French President Emmanuel Macron pays his respects at the coffin of slain teacher Samuel Paty at a memorial event in Paris on October 21.
French President Emmanuel Macron pays his respects at the coffin of slain teacher Samuel Paty at a memorial event in Paris on October 21.

France faces a growing backlash over images being displayed in the country of the Prophet Muhammad, which some Muslims consider blasphemous.

Pakistan complained on October 26 about an alleged "Islamophobic campaign" in the European country, while Iranian officials accused Paris of fueling "extremism," and Turkey's president called on his compatriots to boycott French products.

The Pakistani Foreign Ministry summoned the French ambassador in Islamabad over French President Emmanuel Macron's reaction to the beheading of a school teacher last week by an Islamist militant who was avenging the use of cartoons of the Prophet Muhammad in a class on freedom of expression.

Since the killing of the teacher, the caricatures have been projected onto the facade of a building in one French city and people displayed them at protests around the country. Macron, meanwhile, said he would redouble efforts to stop conservative Islamic beliefs subverting French values.

The French envoy in Islamabad was informed of "Pakistan's concerns over [the] systematic Islamophobic campaign under the garb of freedom of expression,” Pakistani Foreign Ministry spokesman Zahid Hafeez Chaudhri told AFP.

History teacher Samuel Paty was beheaded on October 17 by an ethnic Chechen born in Russia because the teacher had shown pupils cartoons of Mohammad in a civics lesson on freedom of speech.

The cartoons had initially appeared years ago in the satirical magazine Charlie Hebdo, whose Paris editorial office was attacked in 2015 by gunmen who killed 12 people.

Calls to stop buying French products and protest rallies gained momentum in some Muslim-majority countries in response to Macron's support for the caricatures and pledge to defend secularism against radical Islam.

“We will not give in, ever. We respect all differences in a spirit of peace. We do not accept hate speech and defend reasonable debate,” the French president tweeted on October 25.

Pakistani Prime Minister Imran Khan accused Macron of "attacking Islam” and wrote a letter to Facebook CEO Mark Zuckerberg asking him to put a ban on Islamophobic content.

Referring to a recent decision by Facebook to ban any content that denies or distorts the Holocaust, Khan called for a similar policy to be put in place for “Islamophobia and hate against Islam.”

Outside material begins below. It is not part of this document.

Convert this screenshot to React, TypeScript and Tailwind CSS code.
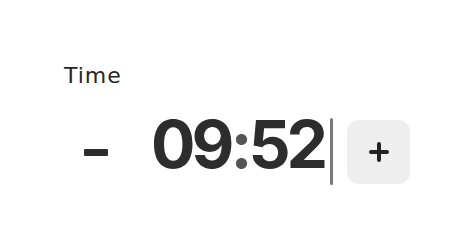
import React from 'react';

export default function App() {
  return (
    <div className="w-[476px] h-[249px] bg-white" style={{ fontFamily: 'Inter, "DejaVu Sans", sans-serif' }}>
      <div className="pt-[65px] pl-[64px]">
        <label className="block text-[22px] leading-[22px] text-[#262626] tracking-[1px]" style={{ fontFamily: '"DejaVu Sans", sans-serif' }}>
          Time
        </label>
        <div className="mt-[31px] flex items-start">
          <button className="mt-[2px] w-[64px] h-[64px] flex items-center justify-center text-[#2d2d2d]">
            <svg width="24" height="7" viewBox="0 0 24 7">
              <rect x="0" y="0" width="24" height="7" rx="1" fill="currentColor" />
            </svg>
          </button>
          <span className="ml-[23px] mt-[-7px] text-[66px] leading-none font-bold text-[#2d2d2d] tracking-[-4px]">
            09<span className="text-[#555555]">:</span>52
          </span>
          <div className="ml-[6px] w-[3px] h-[67px] rounded-full bg-[#7a7a7a]" />
          <button className="ml-[14px] mt-[2px] w-[63px] h-[64px] rounded-[12px] bg-[#eeeeee] flex items-center justify-center text-[#222222]">
            <svg width="20" height="20" viewBox="0 0 20 20">
              <path d="M10 2v16M2 10h16" stroke="currentColor" strokeWidth="4" strokeLinecap="round" />
            </svg>
          </button>
        </div>
      </div>
    </div>
  );
}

Facebook already has a policy of removing hate speech on its platforms.

In Iran, Foreign Minister Mohammad Javad Zarif tweeted that "insulting” Muslims and their sanctities “for the abhorrent crimes of such extremists is an opportunistic abuse of freedom of speech. It only fuels extremism.”

The secretary of Iran's Supreme National Security Council, the parliament speaker, the adviser to the supreme leader on foreign policy, and other top Iranian officials also joined the chorus of those condemning the French president.

Turkish President Recep Tayyip Erdogan called on Turks to boycott French goods amid a deterioration of relations between the two NATO allies.

"As it has been said in France, 'don't buy Turkish-labeled goods,' I call on my people here. Never give credit to French-labeled goods, don't buy them," he said during a televised speech in Ankara.

Two days earlier, Erdogan called for Macron to undergo mental checks, which led to Paris recalling its ambassador to Ankara. He made similar comments the next day and again on October 26.

Turkey and France have been at odds over issues including Syria and Libya, maritime jurisdiction in the eastern Mediterranean, and the conflict in Nagorno-Karabakh.

Boycotts of French goods are under way in supermarkets in Qatar and Kuwait, with further calls to spurn French products in Jordan and other states. Hashtags in Arabic on Twitter calling for French boycotts were trending.

France's Foreign Ministry said the criticism of France was being driven by a radical minority and urged governments to dissociate themselves from boycott calls.

The French Council of the Muslim Faith (CFCM) said Muslims are "not persecuted" in France, which it described as "a great country."

Muslim citizens in France "freely construct their mosques and they freely practice their religion," said the council, which acts as an official go-between for the state and observant Muslims.